Michael Schumacher in Critical Condition After Ski Accident

Earlier today, Schumacher’s manager Sabine Kehm made a statement saying, “Michael has left [the hospital in Grenoble] to continue his long phase of rehabilitation.”

The seven-time world champion is now recuperating at Lausanne University Hospital in Switzerland. Schumacher’s family “would like to explicitly thank all his treating doctors, nurses and therapists in Grenoble as well as the first aiders at the place of the accident, who did an excellent job in those first months,” Kehm’s statement continued. ”The family also wishes to thank all the people who have sent Michael all the many good wishes. We are sure it helped him. For the future we ask for understanding that his further rehabilitation will take place away from the public eye.”
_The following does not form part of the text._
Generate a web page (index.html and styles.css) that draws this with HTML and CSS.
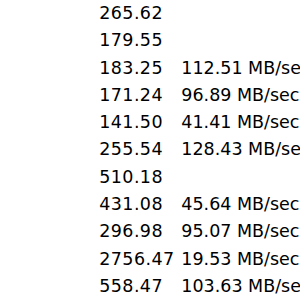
FILE: index.html
```html
<!DOCTYPE html>
<html lang="en">
<head>
    <meta charset="UTF-8">
    <title>Disk speed</title>
    <link rel="stylesheet" href="styles.css">
</head>
<body>
    <div class="speeds">
        <div class="time">265.62</div><div class="rate"></div>
        <div class="time">179.55</div><div class="rate"></div>
        <div class="time">183.25</div><div class="rate">112.51 MB/sec</div>
        <div class="time">171.24</div><div class="rate">96.89 MB/sec</div>
        <div class="time">141.50</div><div class="rate">41.41 MB/sec</div>
        <div class="time">255.54</div><div class="rate">128.43 MB/sec</div>
        <div class="time">510.18</div><div class="rate"></div>
        <div class="time">431.08</div><div class="rate">45.64 MB/sec</div>
        <div class="time">296.98</div><div class="rate">95.07 MB/sec</div>
        <div class="time">2756.47</div><div class="rate">19.53 MB/sec</div>
        <div class="time">558.47</div><div class="rate">103.63 MB/sec</div>
    </div>
</body>
</html>
```

FILE: styles.css
```css
* {
    margin: 0;
    padding: 0;
    box-sizing: border-box;
}

html, body {
    background: #fff;
    overflow: hidden;
}

body {
    font-family: 'DejaVu Sans', sans-serif;
    font-size: 17.5px;
    color: #000;
}

.speeds {
    display: grid;
    grid-template-columns: 82px auto;
    grid-auto-rows: 27.3px;
    padding-left: 99.3px;
    white-space: nowrap;
}

.time,
.rate {
    line-height: 27.3px;
}

.time {
    letter-spacing: 0.4px;
}
```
In December, the 45-year-old hit his head on a rock while backcountry skiing in the French Alps. After being rushed to a nearby hospital, a brain scan showed internal bleeding and injuries including contusions and lesions. Schumacher was transferred to a hospital in Grenoble, France where he was placed in an artificial coma to resist swelling and underwent surgery to treat internal bleeding.

Schumacher’s release from the hospital in Grenoble on Monday is the first news of recovery since April when Kehm reported that he was “[showing] moments of consciousness and awakening.”

“If he’s been released from the hospital he was in, it means he’s able to support his own breathing and bodily functions,” Dr. Tipu Aziz, a professor of neurosurgery at Oxford University’s John Radcliffe Hospital told the New York Post. According to Aziz, that Schumacher is going to a rehab facility suggests that there are some “long-term side effects” from his skiing accident.

“With rehabilitation, they’ll try to train him to cope with the disabilities that he’s got to achieve as much life function as possible,” Aziz said. “If he’s had a brain injury, he may have weakness in his limbs secondary to loss of brain function. He may have problems with speech and swallowing.”